How the heck did that get in there, you may ask? It turns out that even with these pesky limitations on federal power, some people at the time feared that the Constitution would give the national government too much authority. So these anti-federalists insisted on specific protections for the rights of individuals against possibly tyrannical government actions like cruel and unusual punishment, seizure of property and forced self-incrimination. (There’s another one in there about the right to keep and bear arms that we’re pretty sure you’re familiar with, Mr. President.)

But surely the author of that amendment didn’t intend it to protect the press from saying mean things about the president, did he? Um, actually, yeah. It turns out that’s exactly what James Madison thought the First Amendment means, as evidenced by his opposition to the Sedition Act that was passed during the John Adams administration to insulate the president and his allies from criticism.

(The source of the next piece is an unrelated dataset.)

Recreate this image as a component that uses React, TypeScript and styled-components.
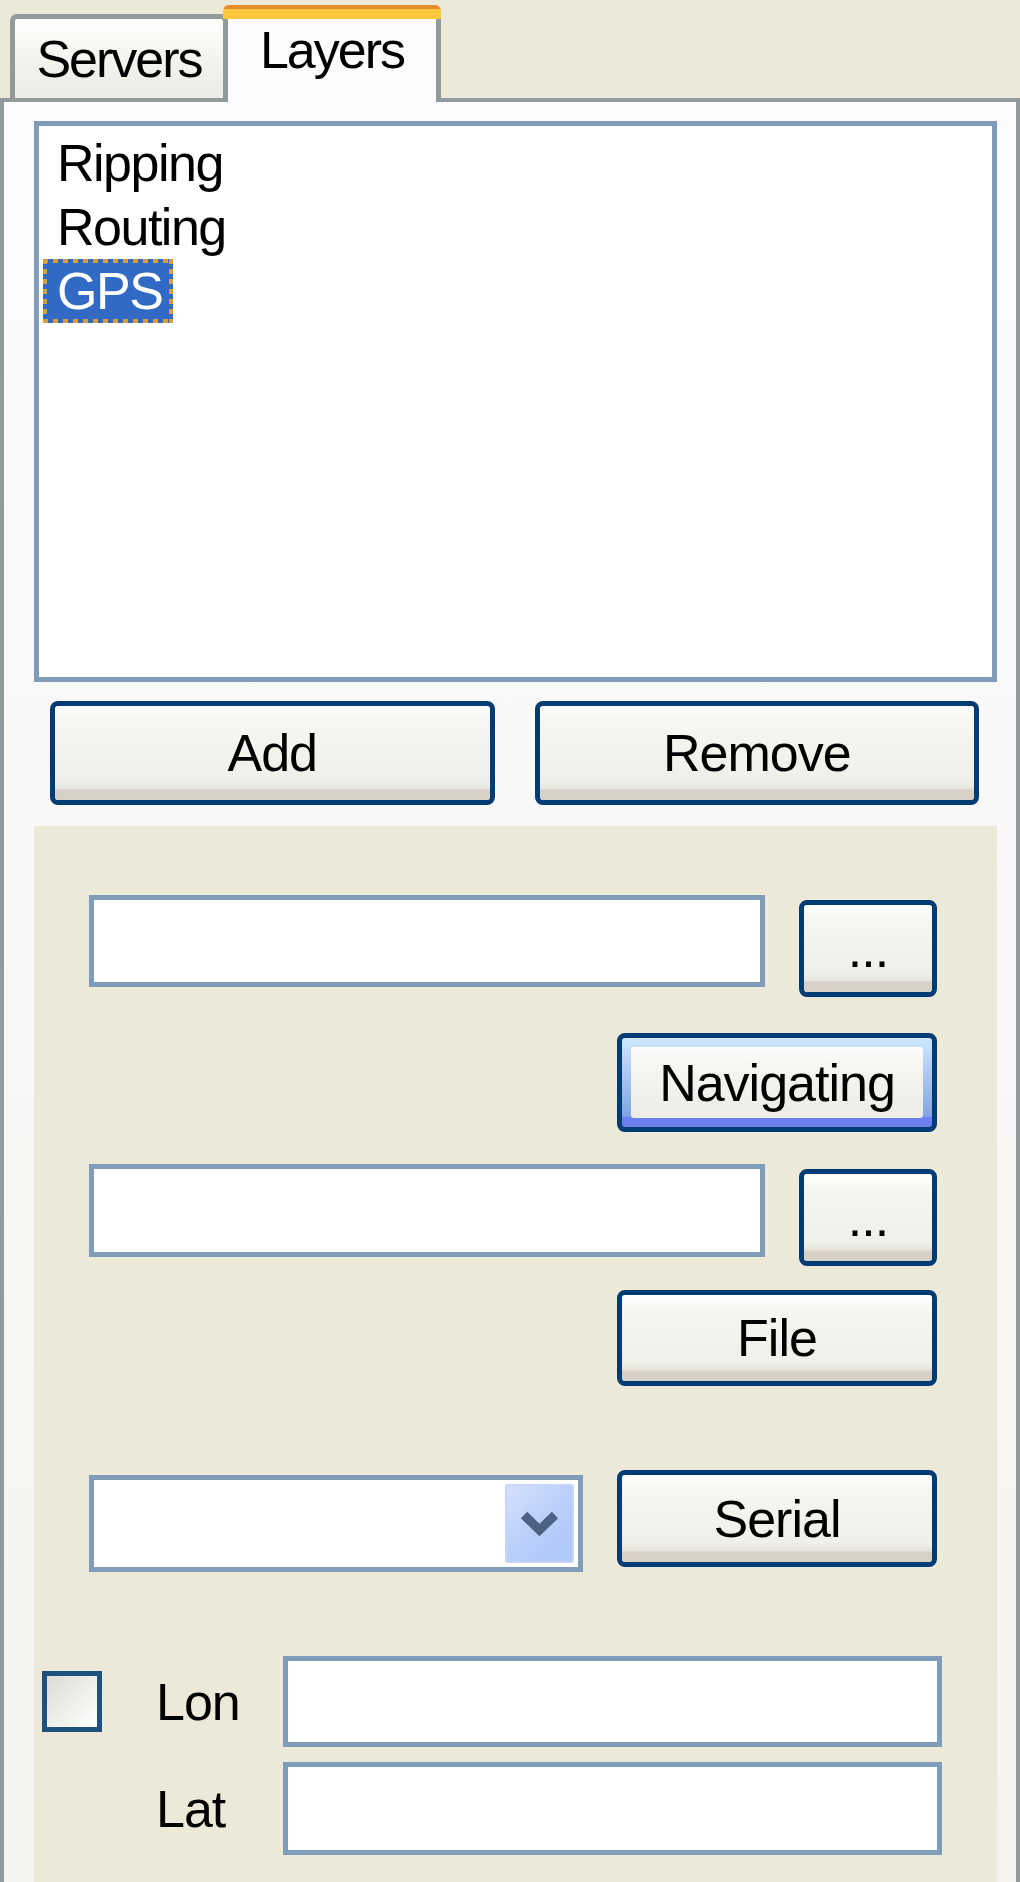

It set out criminal penalties for those who published “any false, scandalous, and malicious writing or writings against the government of the United States, or either house of the Congress of the United States, or the President of the United States, with an intent to defame the said government, or either house of the said Congress, or the President, or to bring them, or either of them, into contempt or disrepute; or to excite against them, or either, or any of them, the hatred of the good people of the United States.” And to be clear, the Adamsites had a pretty broad definition of “false” to include anything they didn’t like; they thought everything was “fake news,” too.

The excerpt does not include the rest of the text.